Rather than open up winter fairs and festivals and thus play to the gallery, the administration in north Bengal would have initiated the right course of action had it been riveted to the ballooning surge in coronavirus afflictions. The dreaded illness and treatment thereof are far more critical than such “pre-scheduled” annual frivolities.
The argument that putting them off could have a negative impact has very limited resonance. While trade-offs between economic activity and public health measures have become a feature of life, it is clear that the line must be drawn at events that draw crowds without commensurate economic gain. Reports suggest that North Bengal is acutely affected ~ with 1,369 fresh infections being reported on Tuesday.
The highest number of fresh cases was reported in Malda (544), followed by Darjeeling (226) and North Dinajpur (181). According to the state’s health department, there are 5,648 “active patients” ~ 1891 in Malda, and 1324 in Darjeeling ~ in the area. While the numbers of Omicron patients are still unknown, because of the paucity of resources to send samples for genome sequencing, the rapid spread suggests the variant is raging. In Jalpaiguri, such places as the Maynaguri, Rajganj and Malbazar blocks and the Jalpaiguri civic area are both important and vulnerable, primarily because of the rate of surge. Clearly these areas call for intensive public health measures, even though closures of shops and markets may not always be effective, as is evident from the South Dum Dum municipal area.
No less acutely affected is the border state of Sikkim, which shares a common frontier with Kalimpong. The tiny state has recorded a 50 per cent rise in the number of fresh cases with as many as 198 infections reported on Tuesday. The progression is discernible ~ 112 cases on Monday, 70 on Sunday and 45 on Saturday. Monday happened to be the first day of fresh curbs imposed on all visitors to the state.

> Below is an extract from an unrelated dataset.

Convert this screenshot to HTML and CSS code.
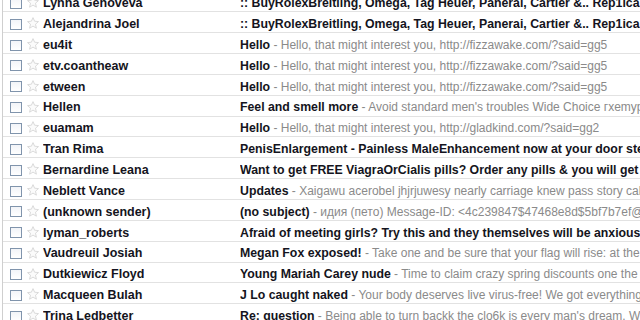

Apart from local people, eleven tourists in the Himalayan state also tested positive. Rather than avail of the paid quarantine facility, they preferred to return home, according to Sikkim’s health minister, M K Sharma. Precautions announced by the government in Gangtok are in place. Locals and tourists who enter Sikkim without negative RTPCR reports ~ conducted within 72 hours of arrival ~ must take the Rapid Antigen Test (RAT) at the point of entry, for which arrangements have been made.
A not dissimilar seriousness of purpose is imperative in North Bengal, and indeed in all parts of the state. As things stand, not even Kolkata, which is seeing record growth in numbers, appears to be entirely serious about keeping itself safe. Rulers can take decisions and impose restrictions up to a point. It is for us ~ the ruled ~ to realign our priorities. For now, staying safe and healthy must be the most important consideration.